Вряд ли в высокой инстанции произвело благоприятное впечатление настойчивое написание слова «Император». Да и вся логика письма. Но, видимо, в дело вступила тяжелая, хотя и закулисная артиллерия, порождаемая желанием киношников сделать что-то из ряда вон выходящее.
И Шульгину дали сценарий.
Согласно этому произведению, задуманному весьма широко (я читал его), Шульгин должен был появляться в первых и последних кадрах. А в середине была попытка объять необъятное. Рассказывал о своем реэмигрант Любимов. Мелькал Бунин с его рассказом «Конец», Париж, Тэффи, Куприн, Шаляпин, Казем-Бек, Оболенский… Получился милый винегрет, рассыпавшийся на составные части при первом же соприкосновении с замыслом литературного зубра Шульгина. И уж никак не отвечал названию его книги — «Дни».

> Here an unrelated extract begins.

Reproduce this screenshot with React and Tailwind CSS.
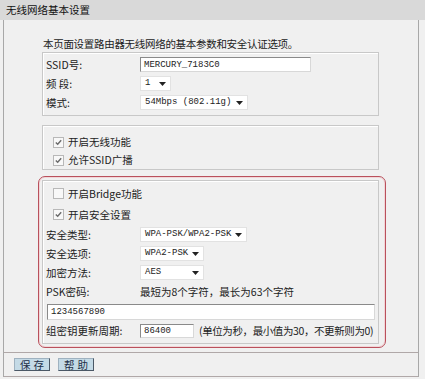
import React from 'react';

const cjk = { fontFamily: '"Noto Sans CJK SC", "Liberation Sans", sans-serif' };
const mono = { fontFamily: '"Liberation Mono", "Noto Sans CJK SC", monospace' };

// ── small pieces ─────────────────────────────────────────────
const Arrow = () => (
  <svg width="7" height="4" viewBox="0 0 7 4" className="flex-shrink-0">
    <path d="M0 0 H7 L3.5 4 Z" fill="#222" />
  </svg>
);

const Select = ({ value, width }) => (
  <div
    className="h-[15px] flex items-center justify-between gap-[4px] bg-white border border-[#e2e2e2] pl-[4px] pr-[4px] flex-shrink-0"
    style={{ width }}
  >
    <span className="text-[9px] leading-[13px] text-[#222] whitespace-nowrap" style={mono}>{value}</span>
    <Arrow />
  </div>
);

const TextInput = ({ value, className }) => (
  <div
    className={`bg-white border border-[#8a8a8a] border-r-[#d8d8d8] border-b-[#d8d8d8] flex items-center pl-[3px] flex-shrink-0 ${className}`}
  >
    <span className="text-[9px] leading-[12px] text-[#222] whitespace-nowrap" style={mono}>{value}</span>
  </div>
);

const Check = ({ checked, label }) => (
  <div className="flex items-center gap-[4px]">
    <span className="w-[11px] h-[11px] border border-[#b8b8b8] bg-[#f8f8f8] flex items-center justify-center">
      {checked && (
        <svg width="7" height="7" viewBox="0 0 7 7">
          <path d="M0.8 3.4 L2.7 5.3 L6.2 1.2" fill="none" stroke="#6a6a6a" strokeWidth="1.4" />
        </svg>
      )}
    </span>
    <span className="text-[10.5px] leading-[14px] text-[#222] whitespace-nowrap" style={cjk}>{label}</span>
  </div>
);

const Row = ({ label, h = 'h-[19px]', children }) => (
  <div className={`flex items-center ${h}`}>
    <span className="w-[94px] text-[10.5px] leading-[14px] text-[#222] flex-shrink-0 whitespace-nowrap" style={cjk}>{label}</span>
    {children}
  </div>
);

const Btn = ({ children }) => (
  <button
    className="w-[36px] h-[13px] bg-[#c4dae6] border border-[#4b5866] border-t-[#9fb2c0] border-l-[#9fb2c0] flex items-center justify-center text-[10.5px] leading-[11px] text-[#1d2f47] tracking-[3px] pl-[3px]"
    style={cjk}
  >
    {children}
  </button>
);

export default function App() {
  return (
    <div className="w-[425px] h-[379px] bg-[#f0f0f0] overflow-hidden" style={cjk}>
      {/* title bar */}
      <div className="h-[20px] bg-[#d9d9d9] flex items-center pl-[6px]">
        <span className="text-[10.5px] leading-[14px] text-[#111]">无线网络基本设置</span>
      </div>

      {/* panel */}
      <div className="ml-[3px] w-[416px] border-l border-r border-[#a8a8a8]">
        <div className="pt-[9px] pl-[39px] h-[32px]">
          <span className="text-[10.5px] leading-[14px] text-[#222] tracking-[-0.3px]">本页面设置路由器无线网络的基本参数和安全认证选项。</span>
        </div>

        {/* basic params */}
        <div className="ml-[38px] w-[337px] border border-[#c8c8c8] shadow-[inset_1px_1px_0_#ffffff] pl-[3px] pt-[2px] pb-[3px]">
          <Row label="SSID号:">
            <TextInput value="MERCURY_7183C0" className="w-[171px] h-[15px]" />
          </Row>
          <Row label="频 段:">
            <Select value="1" width={31} />
          </Row>
          <Row label="模式:">
            <Select value="54Mbps (802.11g)" width={108} />
          </Row>
        </div>

        {/* wireless switches */}
        <div className="mt-[9px] ml-[38px] w-[337px] h-[45px] border border-[#c8c8c8] shadow-[inset_1px_1px_0_#ffffff] pl-[10px] pt-[7px]">
          <div className="h-[18px] flex items-center">
            <Check checked label="开启无线功能" />
          </div>
          <div className="h-[18px] flex items-center">
            <Check checked label="允许SSID广播" />
          </div>
        </div>

        {/* security (highlighted) */}
        <div className="mt-[6px] ml-[34px] w-[348px] border border-[#b9505c] rounded-[7px] shadow-[inset_0_0_0_1px_#f1d6d8] pl-[3px] pr-[6px] pt-[3px] pb-[3px]">
          <div className="border border-[#c8c8c8] shadow-[inset_1px_1px_0_#ffffff] pl-[3px] pt-[2px] pb-[1px]">
            <div className="h-[21px] flex items-center pl-[7px]">
              <Check label="开启Bridge功能" />
            </div>
            <div className="h-[21px] flex items-center pl-[7px]">
              <Check checked label="开启安全设置" />
            </div>
            <Row label="安全类型:">
              <Select value="WPA-PSK/WPA2-PSK" width={107} />
            </Row>
            <Row label="安全选项:">
              <Select value="WPA2-PSK" width={64} />
            </Row>
            <Row label="加密方法:">
              <Select value="AES" width={64} />
            </Row>
            <Row label="PSK密码:" h="h-[20px]">
              <span className="text-[10.5px] leading-[14px] text-[#222] whitespace-nowrap">最短为8个字符，最长为63个字符</span>
            </Row>
            <div className="pt-[2px] pl-[1px]">
              <TextInput value="1234567890" className="w-[328px] h-[16px]" />
            </div>
            <Row label="组密钥更新周期:" h="h-[22px]">
              <TextInput value="86400" className="w-[54px] h-[14px]" />
              <span className="ml-[5px] text-[10.5px] leading-[14px] text-[#222] whitespace-nowrap tracking-[-0.4px]">(单位为秒，最小值为30，不更新则为0)</span>
            </Row>
          </div>
        </div>

        {/* buttons */}
        <div className="mt-[4px] border-t border-b border-[#b0a8a8] h-[25px] flex items-center gap-[8px] pl-[10px]">
          <Btn>保存</Btn>
          <Btn>帮助</Btn>
        </div>
      </div>
    </div>
  );
}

Короче, в этом соревновании победил его вариант, консервативный и весьма впечатляющий. По нему и снимался фильм, в котором «суперзвездой» предстал сам Василий Витальевич Шульгин. Предстал «Перед судом истории», как решил товарищ Ильичев, руководивший тогда искусством и литературой.
Лев Никулин, писавший свою «Мертвую зыбь», навестил Шульгина в доме творчества в Голицыне 23 апреля 1963 года. Получив нужные сведения, он, по мнению Шульгина, воспользовался ими скверно. «Мертвая зыбь» — название хорошее. «Это волна, — писал он, — что еще волнуется и качает корабли, но это качка по инерции… Ложь, обман, провокация. Эти приемы когда-то принесли плоды, но они оказались ядовитыми ягодами. Они отравили прежде всего тех, кто их выращивал. Они разлагали государственный аппарат, превращая правительственных агентов в преступников».
Шульгин отмечал неточности в книге о «Тресте». А поскольку у него была переписка с Ильичевым о фильме (односторонняя — Ильичев снизошел до устного указания: «Принять во внимание возражения Шульгина»), то Василий Витальевич в одном из писем ядовито спрашивал всемогущего тогда секретаря ЦК:
«Допустима ли правительственная провокация, как метод политической борьбы в государстве правовом, иначе сказать закономерном? Если провокация допустима, то это следовало бы как-нибудь выразить в Конституции. Если нет, то отрицательное отношение к провокации должно быть провозглашено в основных законах или в нарочитом декрете».